Tories discover the magic money tree

Gove has reckless big ideas
Many of the ten Tory leadership candidates have “set off” on the race “kicking great lumps out of fiscal orthodoxy” and “spraying us all with whopping great promises” about their tax and spending plans, says Alf Young in The Times.
Dominic Raab says that he will raise the starting point at which national insurance contributions are levied from just over £8,600 to £12,500 and cut 5p off basic-rate income tax over five years. The total cost of this would be £32bn a year. Boris Johnson promises to raise the point at which higher-rate income tax is levied in England from £50,000 to £80,000, offsetting the cost by extending the national-insurance threshold to the same level – a move that will appeal hugely to rich pensioners (who no longer pay for their state pension, and who, not coincidentally, are well represented in the party’s membership and will be choosing Theresa May’s successor). Johnson is also refusing to pay our £39bn debt to the EU, “making Britain a rogue state”, says Polly Toynbee in The Guardian. Meanwhile, Jeremy Hunt wants to slash UK corporation tax from 19% to 12.5%, at a cost of £13bn a year (it was 28% ten years ago), and increase defence spending by at least £20bn a year.

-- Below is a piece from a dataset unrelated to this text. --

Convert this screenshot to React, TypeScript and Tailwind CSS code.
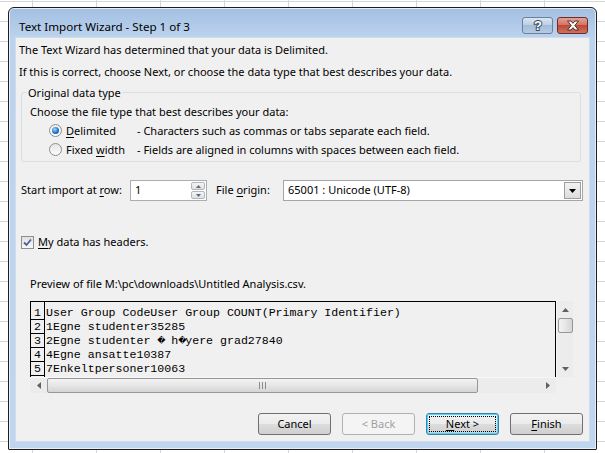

As for Michael Gove’s big idea to abolish VAT, which raises nearly £140bn a year, and replace it with a sales tax, that would be the “biggest, riskiest and most disruptive change” in the tax system in more than 50 years, says Paul Johnson, director of the Institute for Fiscal Studies, in The Times. He should perhaps ask himself why countries around the world are moving in “precisely the opposite direction”. British politics has “become so routinely shocking that sometimes you have to remember to be surprised”, says Robert Shrimsley in the Financial Times. “Supposedly serious candidates ” are trashing economic discipline. “The once fabled ‘magic money tree’ is now a veritable arboretum of impossible pledges.”